*Stored records*:
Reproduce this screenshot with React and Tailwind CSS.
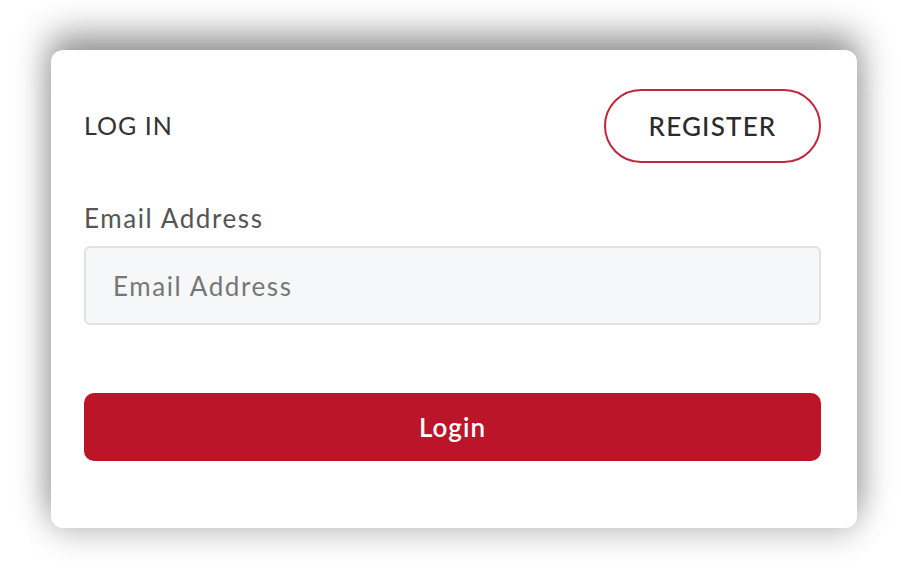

...

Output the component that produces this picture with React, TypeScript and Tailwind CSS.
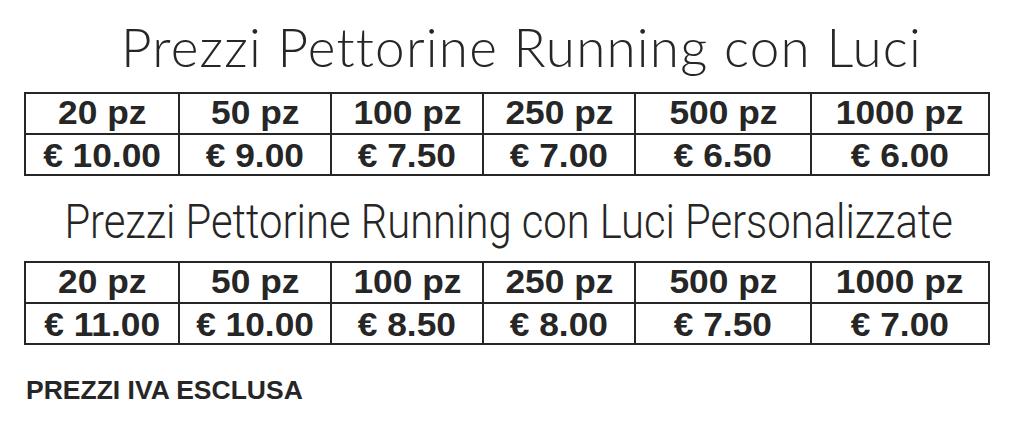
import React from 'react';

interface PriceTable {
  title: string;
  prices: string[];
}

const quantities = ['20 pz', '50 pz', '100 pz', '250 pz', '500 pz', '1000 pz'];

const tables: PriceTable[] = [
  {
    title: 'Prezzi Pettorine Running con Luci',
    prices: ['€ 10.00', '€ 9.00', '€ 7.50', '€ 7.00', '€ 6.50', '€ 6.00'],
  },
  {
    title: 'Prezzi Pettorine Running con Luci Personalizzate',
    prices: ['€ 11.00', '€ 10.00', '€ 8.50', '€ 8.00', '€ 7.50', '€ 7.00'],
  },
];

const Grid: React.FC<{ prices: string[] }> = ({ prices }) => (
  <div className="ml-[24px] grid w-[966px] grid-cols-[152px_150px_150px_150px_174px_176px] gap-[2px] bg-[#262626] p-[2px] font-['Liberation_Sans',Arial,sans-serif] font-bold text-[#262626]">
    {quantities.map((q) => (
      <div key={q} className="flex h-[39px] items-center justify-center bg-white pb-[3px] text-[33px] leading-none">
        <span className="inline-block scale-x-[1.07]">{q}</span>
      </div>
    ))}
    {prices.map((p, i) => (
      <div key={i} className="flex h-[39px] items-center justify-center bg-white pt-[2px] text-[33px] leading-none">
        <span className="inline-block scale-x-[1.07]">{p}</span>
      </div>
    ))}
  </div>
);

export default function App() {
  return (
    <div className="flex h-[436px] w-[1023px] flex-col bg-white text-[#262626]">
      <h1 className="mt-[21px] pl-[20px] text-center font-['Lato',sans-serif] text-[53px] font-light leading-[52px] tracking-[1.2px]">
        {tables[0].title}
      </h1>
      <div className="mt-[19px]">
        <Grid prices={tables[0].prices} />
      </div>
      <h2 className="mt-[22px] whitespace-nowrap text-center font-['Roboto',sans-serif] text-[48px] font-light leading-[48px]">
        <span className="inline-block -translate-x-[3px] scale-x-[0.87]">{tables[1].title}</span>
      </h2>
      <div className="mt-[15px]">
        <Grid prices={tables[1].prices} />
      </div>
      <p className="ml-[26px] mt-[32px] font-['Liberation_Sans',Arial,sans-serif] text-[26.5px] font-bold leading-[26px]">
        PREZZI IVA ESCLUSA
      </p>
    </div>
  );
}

* * *

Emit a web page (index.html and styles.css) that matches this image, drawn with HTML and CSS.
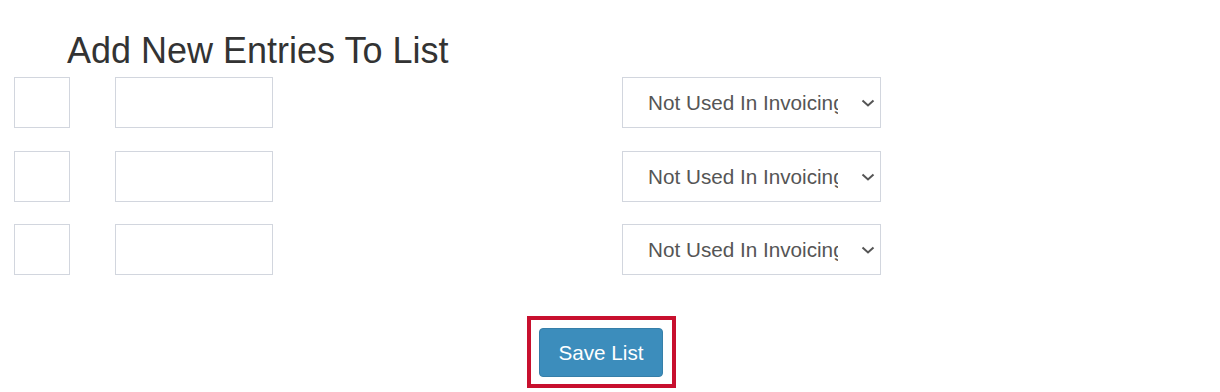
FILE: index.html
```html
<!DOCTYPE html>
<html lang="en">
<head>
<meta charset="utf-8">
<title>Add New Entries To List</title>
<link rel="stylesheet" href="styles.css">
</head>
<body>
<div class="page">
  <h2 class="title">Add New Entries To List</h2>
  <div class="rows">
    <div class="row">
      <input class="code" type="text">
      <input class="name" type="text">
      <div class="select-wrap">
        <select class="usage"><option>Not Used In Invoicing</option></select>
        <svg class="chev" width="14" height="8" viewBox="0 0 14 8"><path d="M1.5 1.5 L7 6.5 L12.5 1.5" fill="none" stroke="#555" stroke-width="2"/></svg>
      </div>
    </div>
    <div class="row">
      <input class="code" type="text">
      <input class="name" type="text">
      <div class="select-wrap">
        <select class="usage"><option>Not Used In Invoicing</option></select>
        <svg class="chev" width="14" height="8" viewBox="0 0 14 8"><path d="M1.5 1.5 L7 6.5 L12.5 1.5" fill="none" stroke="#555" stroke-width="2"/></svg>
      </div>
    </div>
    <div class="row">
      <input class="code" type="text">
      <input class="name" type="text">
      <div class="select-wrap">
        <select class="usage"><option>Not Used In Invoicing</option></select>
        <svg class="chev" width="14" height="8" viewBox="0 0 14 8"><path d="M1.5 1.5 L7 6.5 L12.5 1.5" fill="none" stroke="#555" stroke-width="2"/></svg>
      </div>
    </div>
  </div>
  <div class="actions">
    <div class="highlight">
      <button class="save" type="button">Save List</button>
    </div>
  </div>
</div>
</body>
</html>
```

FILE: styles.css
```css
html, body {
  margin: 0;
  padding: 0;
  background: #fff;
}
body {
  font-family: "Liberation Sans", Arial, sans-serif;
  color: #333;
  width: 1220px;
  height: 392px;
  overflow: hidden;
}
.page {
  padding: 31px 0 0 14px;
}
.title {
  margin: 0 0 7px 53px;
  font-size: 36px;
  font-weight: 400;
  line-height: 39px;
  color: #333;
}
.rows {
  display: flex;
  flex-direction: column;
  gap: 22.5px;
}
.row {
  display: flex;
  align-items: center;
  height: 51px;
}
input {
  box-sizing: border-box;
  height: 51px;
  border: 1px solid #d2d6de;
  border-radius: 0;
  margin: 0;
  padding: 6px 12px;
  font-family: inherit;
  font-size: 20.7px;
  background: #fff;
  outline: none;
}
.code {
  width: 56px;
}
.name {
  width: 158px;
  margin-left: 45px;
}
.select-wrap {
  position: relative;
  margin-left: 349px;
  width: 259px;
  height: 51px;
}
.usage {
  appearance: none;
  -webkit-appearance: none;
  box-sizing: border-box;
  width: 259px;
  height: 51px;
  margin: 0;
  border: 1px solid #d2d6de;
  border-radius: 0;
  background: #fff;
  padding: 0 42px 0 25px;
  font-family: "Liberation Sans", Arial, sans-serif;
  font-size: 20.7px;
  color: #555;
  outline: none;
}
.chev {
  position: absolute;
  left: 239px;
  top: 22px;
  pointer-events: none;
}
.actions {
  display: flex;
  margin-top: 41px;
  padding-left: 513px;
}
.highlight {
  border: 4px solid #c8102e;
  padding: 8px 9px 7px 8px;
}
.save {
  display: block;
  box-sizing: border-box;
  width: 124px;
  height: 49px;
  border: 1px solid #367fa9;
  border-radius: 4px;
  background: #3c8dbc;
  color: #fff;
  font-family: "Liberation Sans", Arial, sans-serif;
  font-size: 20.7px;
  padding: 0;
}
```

*Written request*: In the entries above, find each line with the word "page" and copy it.

*Complete output*:
Emit a web page (index.html and styles.css) that matches this image, drawn with HTML and CSS.
<div class="page">
.page {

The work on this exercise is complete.